Investigating a Baseball Dataset

Problem Definition

Where do the best baseball players come from?

Will a baseball player´s birth location or college location relate to salary or awards?

Approach to answer question

Attributes will be needed to describe the location each player is from, these will form independent variables.

These will give a variety of values about where the player came from. However, it boils down to two independent variables, college location and birth location. These variables have different scales i.e. country, state, city. The right granularity will need to be chosen.

To use more independent variables height and weight can also be investigated.

Salaries, AwardsPlayers, AllStarFull and/or HallofFame can be used to give an indication to the quality of the player. Any of these can be used as a dependent variable or a dependent variable could be created out of a combination of these variables.

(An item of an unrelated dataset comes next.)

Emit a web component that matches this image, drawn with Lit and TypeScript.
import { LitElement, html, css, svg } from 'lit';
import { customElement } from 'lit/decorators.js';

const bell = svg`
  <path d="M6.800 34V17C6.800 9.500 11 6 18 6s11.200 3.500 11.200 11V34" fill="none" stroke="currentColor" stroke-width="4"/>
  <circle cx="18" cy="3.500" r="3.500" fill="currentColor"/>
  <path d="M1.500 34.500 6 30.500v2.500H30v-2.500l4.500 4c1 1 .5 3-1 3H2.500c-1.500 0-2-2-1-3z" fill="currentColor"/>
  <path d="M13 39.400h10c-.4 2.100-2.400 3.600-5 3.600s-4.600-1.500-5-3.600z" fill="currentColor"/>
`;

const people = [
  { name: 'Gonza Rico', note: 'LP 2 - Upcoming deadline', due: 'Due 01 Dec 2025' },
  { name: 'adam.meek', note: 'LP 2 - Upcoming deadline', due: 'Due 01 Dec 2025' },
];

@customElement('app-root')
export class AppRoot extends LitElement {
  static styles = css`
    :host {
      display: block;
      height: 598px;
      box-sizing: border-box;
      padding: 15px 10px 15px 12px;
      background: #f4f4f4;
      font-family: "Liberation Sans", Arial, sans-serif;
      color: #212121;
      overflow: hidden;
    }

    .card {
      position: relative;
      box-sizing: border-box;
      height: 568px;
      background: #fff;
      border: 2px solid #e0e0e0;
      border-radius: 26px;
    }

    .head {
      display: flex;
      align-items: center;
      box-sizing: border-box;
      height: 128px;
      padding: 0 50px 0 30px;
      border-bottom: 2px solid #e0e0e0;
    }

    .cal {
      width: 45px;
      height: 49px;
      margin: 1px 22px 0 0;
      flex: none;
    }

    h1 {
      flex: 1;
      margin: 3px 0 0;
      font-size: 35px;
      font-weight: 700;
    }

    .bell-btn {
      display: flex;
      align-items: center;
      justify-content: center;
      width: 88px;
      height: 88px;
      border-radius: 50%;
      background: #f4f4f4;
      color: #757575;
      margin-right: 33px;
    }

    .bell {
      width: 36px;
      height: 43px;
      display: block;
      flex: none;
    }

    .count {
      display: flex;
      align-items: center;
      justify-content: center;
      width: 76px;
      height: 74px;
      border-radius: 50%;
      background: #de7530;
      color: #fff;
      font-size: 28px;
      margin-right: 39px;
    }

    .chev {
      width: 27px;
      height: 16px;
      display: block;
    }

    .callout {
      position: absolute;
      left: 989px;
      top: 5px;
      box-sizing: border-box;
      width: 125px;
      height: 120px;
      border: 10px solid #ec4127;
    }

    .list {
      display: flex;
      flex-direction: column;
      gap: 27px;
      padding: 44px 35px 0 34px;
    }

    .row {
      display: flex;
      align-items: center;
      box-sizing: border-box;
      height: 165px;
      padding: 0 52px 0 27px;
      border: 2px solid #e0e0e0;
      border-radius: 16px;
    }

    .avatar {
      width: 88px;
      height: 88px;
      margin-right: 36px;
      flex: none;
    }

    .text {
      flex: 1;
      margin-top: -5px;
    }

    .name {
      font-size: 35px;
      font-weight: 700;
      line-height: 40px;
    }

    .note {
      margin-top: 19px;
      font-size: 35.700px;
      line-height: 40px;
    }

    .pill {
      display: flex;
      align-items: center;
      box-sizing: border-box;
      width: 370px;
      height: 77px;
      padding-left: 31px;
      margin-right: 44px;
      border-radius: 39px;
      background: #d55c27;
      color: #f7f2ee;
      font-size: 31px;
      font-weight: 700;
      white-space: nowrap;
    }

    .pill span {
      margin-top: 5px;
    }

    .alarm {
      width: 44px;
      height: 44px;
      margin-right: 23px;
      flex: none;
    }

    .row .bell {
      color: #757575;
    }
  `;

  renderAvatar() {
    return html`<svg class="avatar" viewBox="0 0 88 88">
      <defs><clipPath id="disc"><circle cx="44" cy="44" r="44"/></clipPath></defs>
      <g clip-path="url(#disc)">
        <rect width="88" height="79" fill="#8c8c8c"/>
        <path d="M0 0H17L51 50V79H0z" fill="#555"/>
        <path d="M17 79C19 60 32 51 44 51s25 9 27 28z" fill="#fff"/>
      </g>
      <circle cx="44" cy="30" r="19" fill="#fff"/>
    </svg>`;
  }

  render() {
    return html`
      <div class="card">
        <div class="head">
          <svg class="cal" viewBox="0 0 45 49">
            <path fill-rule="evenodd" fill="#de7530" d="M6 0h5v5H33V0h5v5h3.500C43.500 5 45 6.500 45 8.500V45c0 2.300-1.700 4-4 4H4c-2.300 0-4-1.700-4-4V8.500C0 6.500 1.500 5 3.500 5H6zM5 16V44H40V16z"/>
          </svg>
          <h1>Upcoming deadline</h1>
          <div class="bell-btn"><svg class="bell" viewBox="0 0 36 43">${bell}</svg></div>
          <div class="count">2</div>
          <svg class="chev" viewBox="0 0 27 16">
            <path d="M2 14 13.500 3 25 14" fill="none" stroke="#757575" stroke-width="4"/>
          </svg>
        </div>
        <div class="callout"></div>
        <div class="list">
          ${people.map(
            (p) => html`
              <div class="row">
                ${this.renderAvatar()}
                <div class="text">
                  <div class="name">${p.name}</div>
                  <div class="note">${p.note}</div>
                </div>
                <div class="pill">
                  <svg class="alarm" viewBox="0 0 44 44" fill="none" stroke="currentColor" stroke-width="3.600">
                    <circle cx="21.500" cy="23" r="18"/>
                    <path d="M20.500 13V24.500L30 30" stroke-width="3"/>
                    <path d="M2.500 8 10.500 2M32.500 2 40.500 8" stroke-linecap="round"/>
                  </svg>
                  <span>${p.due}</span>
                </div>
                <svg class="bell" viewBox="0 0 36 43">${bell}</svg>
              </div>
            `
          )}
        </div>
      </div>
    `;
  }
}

The dataset has been processed using numpy and pandas to clean, create new variables and merge tables together. See further into the report for a section on data processing. See the preprocessing module for the code used.

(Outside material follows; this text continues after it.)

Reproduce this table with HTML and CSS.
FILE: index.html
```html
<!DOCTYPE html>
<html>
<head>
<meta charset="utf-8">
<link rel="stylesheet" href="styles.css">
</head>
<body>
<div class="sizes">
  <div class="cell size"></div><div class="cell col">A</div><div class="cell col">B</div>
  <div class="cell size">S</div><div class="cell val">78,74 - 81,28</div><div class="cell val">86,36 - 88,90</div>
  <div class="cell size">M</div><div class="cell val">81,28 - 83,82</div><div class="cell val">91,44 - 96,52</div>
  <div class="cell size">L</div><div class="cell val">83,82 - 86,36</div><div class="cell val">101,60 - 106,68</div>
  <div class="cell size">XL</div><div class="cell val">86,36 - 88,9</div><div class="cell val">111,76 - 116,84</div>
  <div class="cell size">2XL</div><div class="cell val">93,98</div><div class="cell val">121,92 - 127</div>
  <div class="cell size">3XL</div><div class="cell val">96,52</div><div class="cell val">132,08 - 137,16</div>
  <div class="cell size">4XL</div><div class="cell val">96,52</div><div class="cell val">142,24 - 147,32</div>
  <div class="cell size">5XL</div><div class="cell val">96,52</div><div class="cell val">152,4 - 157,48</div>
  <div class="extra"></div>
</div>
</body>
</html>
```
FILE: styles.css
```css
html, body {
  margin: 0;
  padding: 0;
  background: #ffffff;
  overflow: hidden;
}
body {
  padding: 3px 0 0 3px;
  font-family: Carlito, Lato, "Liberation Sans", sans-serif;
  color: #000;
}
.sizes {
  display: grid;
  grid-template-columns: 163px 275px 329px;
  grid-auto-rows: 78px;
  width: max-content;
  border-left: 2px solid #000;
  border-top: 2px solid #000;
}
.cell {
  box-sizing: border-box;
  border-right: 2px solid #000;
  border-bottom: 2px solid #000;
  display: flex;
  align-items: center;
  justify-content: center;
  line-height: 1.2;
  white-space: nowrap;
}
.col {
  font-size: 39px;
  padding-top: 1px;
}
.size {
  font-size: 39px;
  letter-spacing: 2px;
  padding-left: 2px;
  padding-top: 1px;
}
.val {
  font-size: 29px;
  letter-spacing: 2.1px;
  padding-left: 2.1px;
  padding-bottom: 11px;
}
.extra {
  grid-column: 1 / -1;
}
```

An examination of the data will be described followed by data analysis and conclusions. The data analysis is not exhaustive so observations to do not lead to robust conclusions in this report. Any inference is tentative and would require further work to become robust.

In [10]:
from __future__ import print_function
import matplotlib.pyplot as plt
import pandas as pd
import numpy as np
import seaborn as sns
import os
# Use the top level of the repository
# Helper functions made to create polished plots
from ballbase import figures

# Config the matplotlib backend as plotting inline in IPython
%matplotlib inline
%config InlineBackend.figure_format = 'retina'

import Baseball_data_investigation
df = Baseball_data_investigation.main()

Processed Hall of Fame data

Processed All Star data

Processed Player Awards data

Processed Salary data

Processed College Locations

Processed master file

Master_Merge is ready

Data Audit complete

Data Examination

Overall the dataset is well organised and good to use.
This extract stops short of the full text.